Doesn't mean he has to feel good about it.

On the first restart of overtime in Sunday's Can-Am 500 Round of 8 finale, Busch initiated contact with the No. 88 Hendrick Motorsports Chevrolet of Alex Bowman, moving the polesitter into the No. 20 Toyota of race leader Matt Kenseth, Busch's Joe Gibbs Racing teammate, and sent it careening into the outside wall.

RELATED: Busch, Hamlin would wreck teammate to advance

At the time Busch, who finished second to race winner Joey Logano, was below the cutoff line. He wound up advancing.

Kenseth, who topped the leaderboard for 55 circuits, landed 21st after the checkered flag fell, and was one of the four drivers eliminated. Denny Hamlin, Kevin Harvick and Kurt Busch join him on that list.

"Essentially, I guess I wrecked a teammate," Busch said after the race. "I feel horrible about it … Right now, it feels really (expletive), but tomorrow it might feel a lot better. … The 20 should have been the Gibbs car to (advance)."

Although Busch won't be racing against Kenseth for the title a week from now at Homestead-Miami Speedway in next Sunday's Ford EcoBoost 400 Chase finale (2:30 p.m. ET, NBC/NBC Sports App, MRN, SiriusXM NASCAR Radio), he will be vying for his second straight title against teammate Carl Edwards, who advanced after winning at Texas last week along with Logano and Jimmie Johnson.
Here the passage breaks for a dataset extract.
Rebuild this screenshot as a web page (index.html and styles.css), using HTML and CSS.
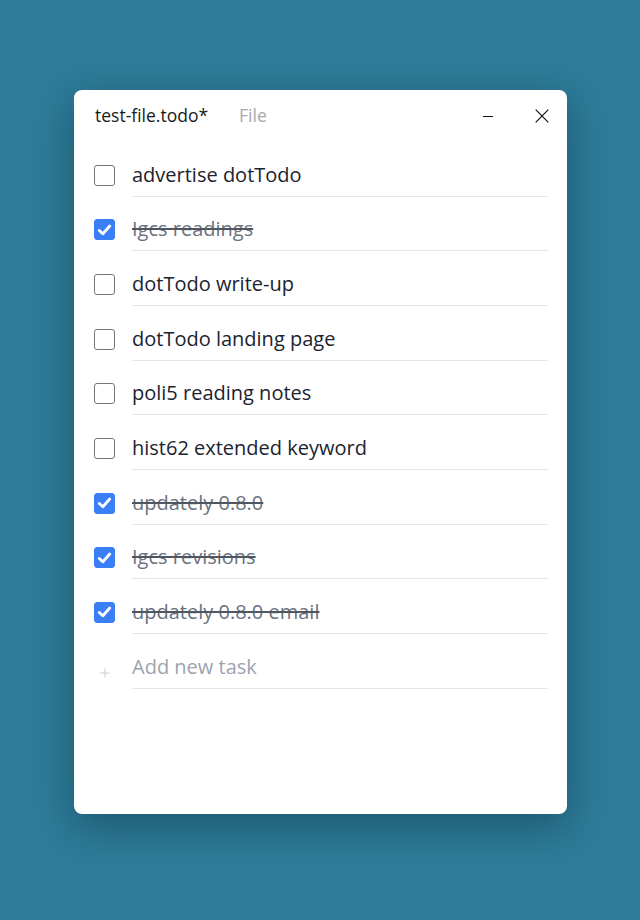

It adds a unique dynamic to the Championship 4 that the four-time 2016 winner didn't have to deal with last year, so he went to the best for advice -- a certain six-time champion.

"It sucks," Johnson told Busch during their joint post-race press conference. "You're going to have a miserable time down there."

Johnson battled with Hendrick Motorsports teammates Mark Martin and Jeff Gordon en route to his fourth Sprint Cup Series title in 2009.

Despite saying he knows "it does (suck)," Busch maintained that the open lines of communication and data sharing between his No. 18 team and Edwards' No. 19 crew will remain as such, and they'll work together to ensure one of them walks away a champion.

"All of us have worked really, really well together and that's what made the strength of the Gibbs team for the last few years. That we've gotten so much better is all of us being able to work together and share what we share," Busch said. "We do the same thing, going into next week, and just try to out-race them. If we run the same exact setup and car and everything else, then there's just going to have to be a way that I get the job done better than Carl or vice versa if it comes down to the end where one of us has a better shot at it than the other does."

Busch, who joked with Johnson that his "results from last year show that (he's) the favorite," now has a shot to become the first driver to win back-to-back titles under the revamped Chase format that debuted in 2014.

"Rowdy" won last year's finale and with it the title outright, but right now all four drivers stand on even ground, regardless of their Miami history.

"You know, it's all reset to zero. There's four of us that go for winner-take-all at Homestead. It means a lot to have that opportunity. It's what your whole season comes down to," Busch said.